The line is an entire string.
"""
function test_parse_line2(line::AbstractString, lineno=0)
char = line[1]
if char != 'a'
throw(ErrorException("Expecting line beginning with 'a' in line $(lineno)"))
end
(_, x, y, z) = split(line)
from_node = parse(Int, x)
to_node = parse(Int, y)
weight = parse(Int, z)
return (from_node, to_node, weight)
end
"""
read_test_file2(path=path)
Read a file a line at a time into a string. Parse
each string into three integers.
"""
function read_test_file2(path=path)
lcount = 0
local res
open(path, "r") do io
while ! eof(io)
line = readline(io)
res = test_parse_line2(line, lcount)
lcount += 1
end
end
println(lcount)
println(res)
end
"""
read_test_file1(path=path)
Read lines from a file, parsing each line into three integers.

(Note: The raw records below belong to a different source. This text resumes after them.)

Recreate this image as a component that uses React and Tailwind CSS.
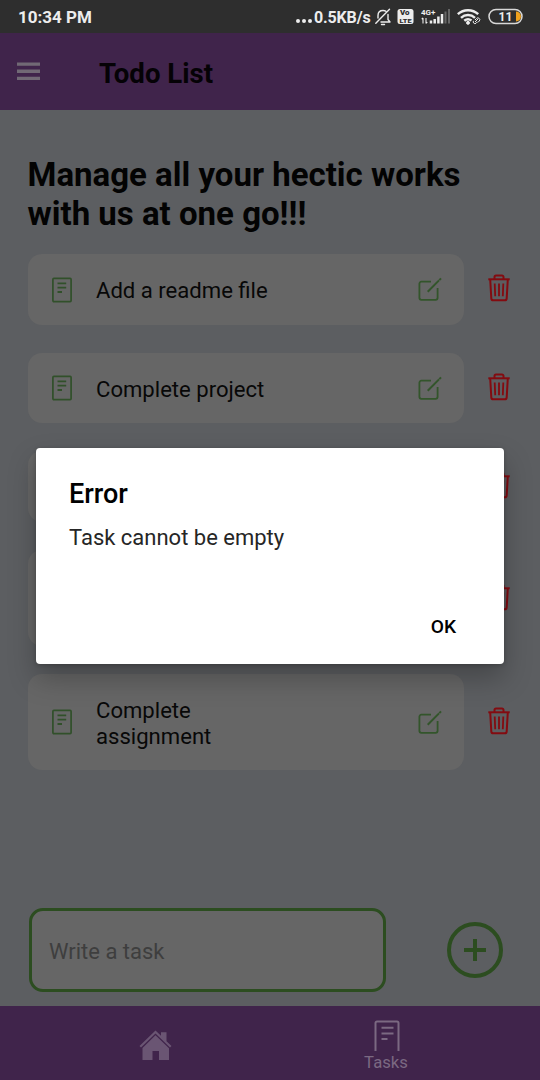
import React from "react";

function StatusBar() {
  return (
    <div className="flex h-[33px] shrink-0 items-center bg-[#2e2e2e] pl-[18px] pr-[17px] text-[#ededed]">
      <span className="mt-[2px] text-[17px] font-bold leading-none whitespace-nowrap">10:34 PM</span>
      <div className="ml-auto flex items-center">
        <svg width="18" height="16" viewBox="0 0 18 16" fill="#ededed">
          <circle cx="2" cy="12" r="2" />
          <circle cx="8" cy="12" r="2" />
          <circle cx="14" cy="12" r="2" />
        </svg>
        <span className="mt-[2px] w-[58px] text-[16px] font-bold leading-none tracking-[-0.150px] whitespace-nowrap">0.5KB/s</span>
        <svg className="ml-[2px]" width="18" height="18" viewBox="0 0 18 18" fill="none" stroke="#ededed" strokeWidth="1.400" strokeLinecap="round" strokeLinejoin="round">
          <path d="M7 14h9l-2-2.500V6.500M4 10V7.500c0-3 2-5 5-5 1 0 1.900.2 2.700.7M1.800 15.300 15.500 1.200M7.500 16.500h3" />
        </svg>
        <svg className="ml-[5px]" width="17" height="17" viewBox="0 0 17 17">
          <rect x="0.500" y="1" width="16" height="15" rx="2.500" fill="#ededed" />
          <text x="3" y="7.200" fontSize="6.300" textLength="9.500" lengthAdjust="spacingAndGlyphs" fontWeight="900" fill="#2e2e2e" className="font-[Roboto]">Vo</text>
          <text x="2.500" y="14.800" fontSize="6.200" textLength="12" lengthAdjust="spacingAndGlyphs" fontWeight="900" fill="#2e2e2e" className="font-[Roboto]">LTE</text>
        </svg>
        <svg className="ml-[7px]" width="29" height="17" viewBox="0 0 29 17">
          <text x="0" y="6.500" fontSize="8" fontWeight="700" fill="#ededed" className="font-[Roboto]">4G+</text>
          <path d="M2 15.500V10M.7 11.200 2 9.800M5 10v5.500M6.300 14 5 15.500" stroke="#ededed" strokeWidth="1.100" fill="none" />
          <path d="M10 15.500v-3M13.700 15.500v-4.500M17.400 15.500v-7M21 15.500V6" stroke="#ededed" strokeWidth="2.500" />
          <path d="M24.500 15.500V3.500M28 15.500V1" stroke="#666666" strokeWidth="2" />
        </svg>
        <svg className="ml-[7px]" width="24" height="18" viewBox="0 0 24 18" fill="none" stroke="#ededed">
          <path d="M.8 6.200a15 15 0 0 1 20.400 0M4 9.800a10.400 10.400 0 0 1 14 0M7.300 12.800a5.700 5.700 0 0 1 7.200-.3" strokeWidth="2.500" />
          <circle cx="11" cy="14.800" r="1.500" fill="#ededed" />
          <path d="m18 14 3-3M18 12l1.500-1.500a1.800 1.800 0 0 1 2.800 2.500L21 14.300M20.500 13.800 19 15.300a1.800 1.800 0 0 1-2.500-2.500" strokeWidth="1" />
        </svg>
        <svg className="ml-[7px]" width="35" height="17" viewBox="0 0 35 17">
          <rect x="1" y="1.500" width="33" height="14" rx="7" fill="none" stroke="#d8d8d8" strokeWidth="1.500" />
          <path d="M28 3.500a5 5 0 0 1 0 10z" fill="#f0a11d" />
          <text x="17.500" y="12.700" fontSize="12" textAnchor="middle" fontWeight="700" fill="#ededed" className="font-[Roboto]">11</text>
        </svg>
      </div>
    </div>
  );
}

function NoteIcon() {
  return (
    <svg className="mt-[1px] ml-6 shrink-0" width="20" height="26" viewBox="0 0 20 26" fill="none" stroke="#31502a" strokeWidth="1.700">
      <rect x="0.900" y="1.400" width="18.200" height="23.200" rx="1" />
      <path d="M5.500 6.400h8.700M5.500 10.700h8.700M5.500 15h4.500" strokeWidth="1.800" />
    </svg>
  );
}

function EditIcon() {
  return (
    <svg className="mr-[22.500px] ml-auto shrink-0" width="24" height="26" viewBox="0 0 24 26" fill="none" stroke="#33552b" strokeWidth="1.800">
      <path d="M13 5.700H3.400a2 2 0 0 0-2 2v14.100a2 2 0 0 0 2 2h14.200a2 2 0 0 0 2-2V12" />
      <path d="M9.700 15.700 21 4.400" strokeWidth="2" />
      <path d="m21.300 4.100 1.700-1.700" strokeWidth="2" />
    </svg>
  );
}

function TrashIcon() {
  return (
    <svg className="shrink-0" width="22" height="28" viewBox="0 0 22 28" fill="none" stroke="#830b10" strokeWidth="2">
      <path d="M.3 5.300h21.400" />
      <path d="M6.500 5.300V3a1.500 1.500 0 0 1 1.500-1.500h6A1.500 1.500 0 0 1 15.500 3v2.300" />
      <path d="m2.200 5.300 1.100 19.100a2 2 0 0 0 2 1.900h11.400a2 2 0 0 0 2-1.900l1.100-19.100" />
      <path d="m6.700 9.500.5 12.800M11 9.500v12.800M15.300 9.500l-.5 12.800" strokeWidth="1.800" />
    </svg>
  );
}

function Task({ label, tall }) {
  return (
    <div className="flex items-center pl-7">
      <div className={`flex w-[436px] items-center rounded-[14px] bg-[#666666] ${tall ? "h-[95.900px]" : "h-[70.600px]"}`}>
        <NoteIcon />
        <span className="mt-[2px] ml-6 w-[180px] text-[22.100px] leading-[26px] text-[#080808]">{label}</span>
        <EditIcon />
      </div>
      <div className="-mt-[2px] ml-[23.500px] flex">
        <TrashIcon />
      </div>
    </div>
  );
}

function Dialog() {
  return (
    <div className="absolute top-[448px] left-9 flex h-[216.400px] w-[468px] flex-col rounded-[4px] bg-white pl-[33px] pr-12 shadow-[0_14px_28px_rgba(0,0,0,0.26),0_1px_4px_rgba(0,0,0,0.2)]">
      <h2 className="mt-[30px] text-[27px] font-medium leading-8 text-black">Error</h2>
      <p className="mt-[14px] text-[22px] leading-7 text-[#262626]">Task cannot be empty</p>
      <button className="mt-auto mb-[25.300px] self-end text-[19.200px] font-medium leading-6 text-black">OK</button>
    </div>
  );
}

export default function App() {
  return (
    <div className="relative flex h-[1080px] w-[540px] flex-col overflow-hidden bg-[#5c5e61] font-[Roboto,sans-serif]">
      <StatusBar />
      <header className="flex h-[77px] shrink-0 items-center bg-[#40244b] pl-[17px]">
        <svg className="shrink-0" width="23" height="19" viewBox="0 0 23 19" fill="#716975">
          <path d="M0 .5h23v3.300H0zM0 7.600h23v3.300H0zM0 14.700h23V18H0z" />
        </svg>
        <h1 className="mt-[4px] ml-[59px] text-[27.600px] font-bold leading-8 text-[#050206]">Todo List</h1>
      </header>
      <main className="flex min-h-0 flex-1 flex-col">
        <h2 className="mt-[46px] ml-[27.500px] text-[33px] font-bold leading-[38.500px] whitespace-nowrap text-[#030303]">
          Manage all your hectic works<br />with us at one go!!!
        </h2>
        <div className="mt-[21px] flex flex-col gap-7">
          <Task label="Add a readme file" />
          <Task label="Complete project" />
          <Task />
          <Task tall />
          <Task tall label={<>Complete<br />assignment</>} />
        </div>
        <div className="mt-auto mb-[14px] flex items-center pl-[29px]">
          <div className="flex h-[84px] w-[357px] items-center rounded-[14px] border-3 border-[#2c4d20] bg-[#666666] pl-[17px] text-[22px] text-[#3e3e3e]">
            <span className="mt-[2px]">Write a task</span>
          </div>
          <svg className="ml-[61px]" width="56" height="56" viewBox="0 0 56 56" fill="none" stroke="#2c4d20" strokeWidth="4">
            <circle cx="28" cy="28" r="26" />
            <path d="M17 28h22M28 17v22" />
          </svg>
        </div>
      </main>
      <nav className="flex h-[74px] shrink-0 bg-[#40244b]">
        <div className="flex w-[310px] justify-center pt-6">
          <svg width="33" height="32" viewBox="0 0 33 32" fill="#6a5573">
            <path d="M16.500.5 22 5.800V2.200h5.500v9L32.500 16 31 17.600 16.500 3.600 2 17.600.5 16z" />
            <path d="M16.500 5.300 30 18.300V30H20V21H13.500v9H3.500V18z" />
          </svg>
        </div>
        <div className="flex w-[152px] flex-col items-center pt-[14px] text-[#7b6982]">
          <svg className="ml-[2px]" width="26" height="31" viewBox="0 0 26 31" fill="none" stroke="currentColor" strokeWidth="2">
            <path d="M1.500 31V3a1.500 1.500 0 0 1 1.500-1.500h20A1.500 1.500 0 0 1 24.500 3v28" />
            <path d="M7.500 7.800h12M7.500 13.500h12M7.500 19h6" />
          </svg>
          <span className="mt-[2px] text-[16.700px] leading-5">Tasks</span>
        </div>
      </nav>
      <Dialog />
    </div>
  );
}
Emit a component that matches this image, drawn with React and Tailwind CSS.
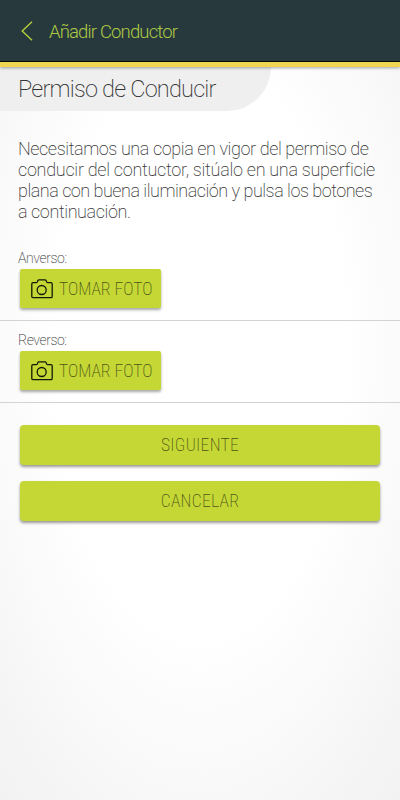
const CameraIcon = () => (
  <svg className="shrink-0" width="22" height="20" viewBox="0 0 22 20" fill="none" stroke="#111a08" strokeWidth="1.3" strokeLinejoin="round">
    <path d="M2 3.7H5.2Q6 3.7 6.3 3L6.9 1.5Q7.2 .9 8 .9H14Q14.8 .9 15.1 1.5L15.7 3Q16 3.7 16.8 3.7H20Q21.2 3.7 21.2 4.9V17.5Q21.2 18.7 20 18.7H2Q.8 18.7 .8 17.5V4.9Q.8 3.7 2 3.7Z" />
    <circle cx="10.7" cy="11" r="4.5" />
  </svg>
);

const PhotoField = ({ label }) => (
  <div className="h-[82px] border-b border-[#d3d3d3] pl-[18px]">
    <p className="pt-[10px] text-[14px] leading-[18px] tracking-[-0.42px] text-[#3a3a3a]">{label}</p>
    <button className="ml-[2px] mt-[2px] flex h-[39px] w-[141px] items-center rounded-[2px] bg-[#c5d734] pl-[11px] shadow-[0_2px_3px_rgba(0,0,0,0.35)]">
      <CameraIcon />
      <span className="ml-[6px] whitespace-nowrap pt-px text-[17.5px] font-stretch-[75%] text-[#4b5418]">TOMAR FOTO</span>
    </button>
  </div>
);

const ActionButton = ({ children }) => (
  <button className="flex h-10 w-full items-center justify-center rounded-[4px] bg-[#c5d734] text-[17.5px] font-stretch-[75%] tracking-[0.3px] text-[#4b5418] shadow-[0_2px_3px_rgba(0,0,0,0.4)]">
    {children}
  </button>
);

const App = () => {
  return (
    <div className="flex h-[800px] w-[400px] flex-col overflow-hidden bg-[radial-gradient(ellipse_290px_570px_at_200px_350px,#fff_50%,#f0f0f0_112%)] font-['Roboto',sans-serif] font-extralight">
      <header className="z-10 flex h-[67px] shrink-0 items-center border-b-[5px] border-[#f0d552] bg-[#27393d] pl-[21px] shadow-[inset_0_-1px_0_#050a05,0_1px_3px_rgba(0,0,0,0.35)]">
        <svg width="12" height="20" viewBox="0 0 12 20" fill="none" stroke="#b3cf3b" strokeWidth="1.4">
          <path d="M11 .8L1.2 10L11 19.2" />
        </svg>
        <h1 className="ml-4 pt-[3px] text-[18.5px] font-light tracking-[-0.85px] text-[#adc945]">Añadir Conductor</h1>
      </header>
      <h2 className="h-[44px] w-[271px] shrink-0 rounded-br-[44px] bg-[#efefef] pl-[18px] text-[23.5px] leading-[44px] tracking-[-0.8px] text-[#333]">
        Permiso de Conducir
      </h2>
      <p className="h-[128px] shrink-0 whitespace-nowrap pl-[18px] pt-[27px] text-[18px] leading-[21px] tracking-[-0.41px] text-[#383838]">
        <span className="block">Necesitamos una copia en vigor del permiso de</span>
        <span className="block tracking-[-0.28px]">conducir del contuctor, sitúalo en una superficie</span>
        <span className="block tracking-[-0.49px]">plana con buena iluminación y pulsa los botones</span>
        <span className="block">a continuación.</span>
      </p>
      <PhotoField label="Anverso:" />
      <PhotoField label="Reverso:" />
      <div className="flex flex-col gap-4 px-5 pt-[22px]">
        <ActionButton>SIGUIENTE</ActionButton>
        <ActionButton>CANCELAR</ActionButton>
      </div>
    </div>
  );
};

export default App;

Pass over each character only once.
"""
function read_test_file1(path=path)
lcount = 0
local res
open(path, "r") do io
while ! eof(io)
res = test_parse_line1(io, lcount)
lcount += 1
end
end
println(lcount)
println(res)
end
julia> write_test_file("tfile.gr", 1_000_000)
julia> xx = "a 1234 223423 3234325\n";
julia> @btime test_parse_line1($xx)
48.260 ns (2 allocations: 128 bytes)
(1234, 223423, 3234325)
julia> @btime test_parse_line2($xx)
392.443 ns (2 allocations: 272 bytes)
(1234, 223423, 3234325)
julia> @time read_test_file1("tfile.gr")
1000000
1000000
(8274, 8890, 965)
6.893523 seconds (3.01 M allocations: 61.368 MiB, 0.06% gc time, 0.32% compilation time)
julia> @time read_test_file2("tfile.gr")
1000000
1000000
(8274, 8890, 965)
0.812866 seconds (6.00 M allocations: 362.354 MiB, 2.91% gc time, 2.30% compilation time)
I tried using test_parse_line1 in read_test_file2. (This requires removing the last read(io, Char) from test_parse_line1, which reads a newline, because it is already removed with readline.) Then the file is read and parsed much faster. The time to process the file is reduced from 0.812 s to 0.28 s. But, it still is wasteful because I am passing over the bytes twice. First read a line into a string with readline. Then wrap the string in an IOBuffer and send it to test_parse_line1, which uses Parser.
You should look into using Parsers.xparse directly, since it will avoid some overhead of using Parsers.parse. It also respects a Parsers.Options struct where you can pass the ' ' space delimiter which will be consumed automatically, as well as handling newlines. You could check out a recent example of how to do this in the upcoming PowerFlowData.jl package. Basically, Parsers.xparse is what Parsers.parse calls under the hood. It’s most efficient if you pass it a raw vector of bytes, either by calling read(filepath) or Mmap.mmap(filepath). You get back a Parsers.Result{T} object from calling Parsers.xparse which gives you a code which will signify if parsing succeeded, if a newline was encountered, etc; a val, which is the actual parsed value, and tlen, which is the total number of bytes consumed while parsing (including any delimiters). So the general usage is like:
function parsestuff(file)
buf = read(file)
len = length(buf)
pos = 1
opts = Parsers.Options(delim=' ', wh1=0x00)
while pos <= len
res = Parsers.xparse(Int, buf, pos, len, opts)
if Parsers.ok(res.code)
# parsing succeeded, do stuff with res.val
end
pos += res.tlen
end
end
5 Likes
opts = Parsers.Options(delim=' ', ignorerepeated=true, wh1=0x00)
io = IOBuffer("1.0 2.34345 7.9")
Parsers.parse(Float64, io, opts) # returns 1.0
Parsers.parse(Float64, io, opts) # returns 2.34345
Parsers.parse(Float64, io, opts) # returns 7.9
This is not working with the v2.3.1 update! I will try to figure out why not. Some help is appreciated.